## BEGIN Dataset extract

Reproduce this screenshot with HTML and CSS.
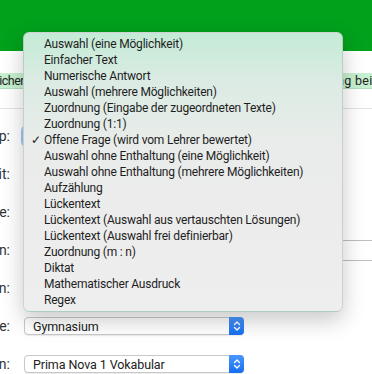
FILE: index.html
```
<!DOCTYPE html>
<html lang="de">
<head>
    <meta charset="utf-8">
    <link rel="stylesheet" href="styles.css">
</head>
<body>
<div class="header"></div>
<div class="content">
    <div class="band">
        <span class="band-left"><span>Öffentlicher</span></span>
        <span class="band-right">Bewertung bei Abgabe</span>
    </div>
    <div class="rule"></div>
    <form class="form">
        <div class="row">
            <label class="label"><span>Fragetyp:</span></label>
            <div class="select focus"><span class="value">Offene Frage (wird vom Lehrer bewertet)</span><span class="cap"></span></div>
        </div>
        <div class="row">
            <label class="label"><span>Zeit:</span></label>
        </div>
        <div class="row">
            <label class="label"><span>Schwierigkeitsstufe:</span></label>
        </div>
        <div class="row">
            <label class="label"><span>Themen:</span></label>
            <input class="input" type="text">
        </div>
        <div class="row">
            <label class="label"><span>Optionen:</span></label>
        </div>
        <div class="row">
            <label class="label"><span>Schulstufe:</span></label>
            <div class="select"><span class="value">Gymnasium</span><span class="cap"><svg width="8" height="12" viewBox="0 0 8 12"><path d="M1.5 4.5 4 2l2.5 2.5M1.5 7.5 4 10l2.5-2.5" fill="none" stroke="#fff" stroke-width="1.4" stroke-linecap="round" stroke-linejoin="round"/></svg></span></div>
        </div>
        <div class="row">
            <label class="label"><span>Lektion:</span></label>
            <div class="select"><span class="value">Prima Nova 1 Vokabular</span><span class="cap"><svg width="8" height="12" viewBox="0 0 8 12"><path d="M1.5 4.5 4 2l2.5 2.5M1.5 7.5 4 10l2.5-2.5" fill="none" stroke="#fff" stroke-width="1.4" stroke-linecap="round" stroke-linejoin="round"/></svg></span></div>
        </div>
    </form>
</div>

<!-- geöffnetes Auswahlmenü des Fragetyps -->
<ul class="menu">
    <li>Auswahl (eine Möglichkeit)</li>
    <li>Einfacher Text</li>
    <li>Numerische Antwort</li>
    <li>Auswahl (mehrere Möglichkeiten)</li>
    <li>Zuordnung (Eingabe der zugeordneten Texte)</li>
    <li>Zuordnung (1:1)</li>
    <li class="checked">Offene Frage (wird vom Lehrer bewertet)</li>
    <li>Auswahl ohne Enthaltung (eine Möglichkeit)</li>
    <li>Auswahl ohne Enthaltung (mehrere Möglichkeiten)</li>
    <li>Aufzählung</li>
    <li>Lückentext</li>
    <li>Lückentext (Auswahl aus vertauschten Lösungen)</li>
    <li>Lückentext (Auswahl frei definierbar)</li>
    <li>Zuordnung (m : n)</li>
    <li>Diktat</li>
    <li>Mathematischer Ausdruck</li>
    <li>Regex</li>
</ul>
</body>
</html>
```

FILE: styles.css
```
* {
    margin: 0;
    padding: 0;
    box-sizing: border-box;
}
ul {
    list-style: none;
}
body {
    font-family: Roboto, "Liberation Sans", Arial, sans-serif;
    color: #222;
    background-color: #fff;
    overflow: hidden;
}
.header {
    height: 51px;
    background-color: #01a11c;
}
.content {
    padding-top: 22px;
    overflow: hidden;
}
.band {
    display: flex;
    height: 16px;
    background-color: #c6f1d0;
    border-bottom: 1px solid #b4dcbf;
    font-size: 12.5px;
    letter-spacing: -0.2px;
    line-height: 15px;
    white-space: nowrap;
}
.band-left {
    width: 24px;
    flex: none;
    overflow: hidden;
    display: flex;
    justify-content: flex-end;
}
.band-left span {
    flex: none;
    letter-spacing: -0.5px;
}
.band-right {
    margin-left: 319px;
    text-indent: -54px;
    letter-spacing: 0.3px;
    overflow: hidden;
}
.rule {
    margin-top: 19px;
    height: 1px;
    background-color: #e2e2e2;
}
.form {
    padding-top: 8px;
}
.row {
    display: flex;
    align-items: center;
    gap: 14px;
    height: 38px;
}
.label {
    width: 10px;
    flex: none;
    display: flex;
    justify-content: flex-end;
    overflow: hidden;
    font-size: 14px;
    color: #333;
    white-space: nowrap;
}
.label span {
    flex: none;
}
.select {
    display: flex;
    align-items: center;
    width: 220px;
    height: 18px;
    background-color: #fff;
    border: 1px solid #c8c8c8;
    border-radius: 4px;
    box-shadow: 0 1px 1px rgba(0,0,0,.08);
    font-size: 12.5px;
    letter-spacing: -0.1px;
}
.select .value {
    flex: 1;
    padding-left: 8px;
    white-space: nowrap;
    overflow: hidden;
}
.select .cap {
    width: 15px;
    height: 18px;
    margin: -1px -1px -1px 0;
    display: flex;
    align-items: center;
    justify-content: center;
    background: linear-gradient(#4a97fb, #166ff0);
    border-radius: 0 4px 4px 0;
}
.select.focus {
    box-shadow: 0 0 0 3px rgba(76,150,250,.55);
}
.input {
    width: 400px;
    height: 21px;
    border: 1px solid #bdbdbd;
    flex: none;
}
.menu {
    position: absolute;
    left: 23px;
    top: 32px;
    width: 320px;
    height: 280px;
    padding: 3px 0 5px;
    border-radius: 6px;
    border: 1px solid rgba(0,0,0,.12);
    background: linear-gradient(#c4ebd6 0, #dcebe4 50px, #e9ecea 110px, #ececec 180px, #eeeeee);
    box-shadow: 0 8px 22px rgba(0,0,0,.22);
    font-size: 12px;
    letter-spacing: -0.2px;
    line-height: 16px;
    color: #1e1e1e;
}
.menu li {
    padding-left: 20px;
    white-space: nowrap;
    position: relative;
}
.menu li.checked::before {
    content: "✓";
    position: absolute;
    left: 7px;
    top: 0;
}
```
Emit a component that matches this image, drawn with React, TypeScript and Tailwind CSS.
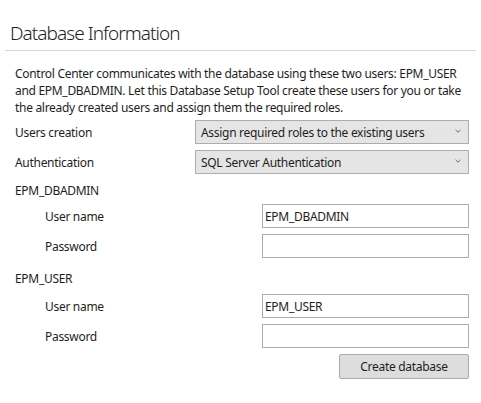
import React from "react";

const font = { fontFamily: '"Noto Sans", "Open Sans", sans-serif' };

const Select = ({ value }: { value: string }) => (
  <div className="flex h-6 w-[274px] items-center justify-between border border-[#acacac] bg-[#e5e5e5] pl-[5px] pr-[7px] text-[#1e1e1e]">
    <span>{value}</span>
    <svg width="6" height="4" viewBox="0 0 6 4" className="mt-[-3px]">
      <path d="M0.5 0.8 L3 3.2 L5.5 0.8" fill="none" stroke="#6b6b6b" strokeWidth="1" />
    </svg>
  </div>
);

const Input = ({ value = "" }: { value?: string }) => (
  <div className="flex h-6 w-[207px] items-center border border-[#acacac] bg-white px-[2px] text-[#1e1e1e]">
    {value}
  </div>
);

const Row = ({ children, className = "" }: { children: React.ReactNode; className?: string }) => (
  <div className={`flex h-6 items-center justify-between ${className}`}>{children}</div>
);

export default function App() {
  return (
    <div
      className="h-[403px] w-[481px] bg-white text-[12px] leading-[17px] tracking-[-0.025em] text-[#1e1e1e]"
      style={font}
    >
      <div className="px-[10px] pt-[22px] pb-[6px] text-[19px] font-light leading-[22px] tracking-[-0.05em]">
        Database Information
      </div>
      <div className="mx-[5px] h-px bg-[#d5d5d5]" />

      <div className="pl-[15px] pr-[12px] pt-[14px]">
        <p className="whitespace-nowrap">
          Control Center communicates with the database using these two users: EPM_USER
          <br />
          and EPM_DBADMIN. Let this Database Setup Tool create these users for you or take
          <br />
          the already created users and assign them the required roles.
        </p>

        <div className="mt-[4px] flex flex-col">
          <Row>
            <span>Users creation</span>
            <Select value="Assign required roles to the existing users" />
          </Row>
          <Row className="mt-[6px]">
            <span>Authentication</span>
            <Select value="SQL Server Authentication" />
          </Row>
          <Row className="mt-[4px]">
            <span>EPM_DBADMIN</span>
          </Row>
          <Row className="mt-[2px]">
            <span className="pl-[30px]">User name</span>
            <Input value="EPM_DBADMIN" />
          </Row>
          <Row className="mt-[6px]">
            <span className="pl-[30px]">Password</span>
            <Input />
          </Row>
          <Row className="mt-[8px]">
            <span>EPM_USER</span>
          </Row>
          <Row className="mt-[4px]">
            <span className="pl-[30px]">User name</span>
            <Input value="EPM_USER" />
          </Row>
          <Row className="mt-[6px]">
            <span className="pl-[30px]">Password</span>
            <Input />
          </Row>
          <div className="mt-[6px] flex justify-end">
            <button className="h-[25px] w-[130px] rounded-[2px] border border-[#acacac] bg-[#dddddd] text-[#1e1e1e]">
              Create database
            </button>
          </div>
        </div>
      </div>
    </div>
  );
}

## END Dataset extract

Look over the listing. Pull out every line with the string "this" in it.

→ Finished task
Reproduce this screenshot with HTML and CSS.
Emit a component that matches this image, drawn with React, TypeScript and Tailwind CSS.
          and EPM_DBADMIN. Let this Database Setup Tool create these users for you or take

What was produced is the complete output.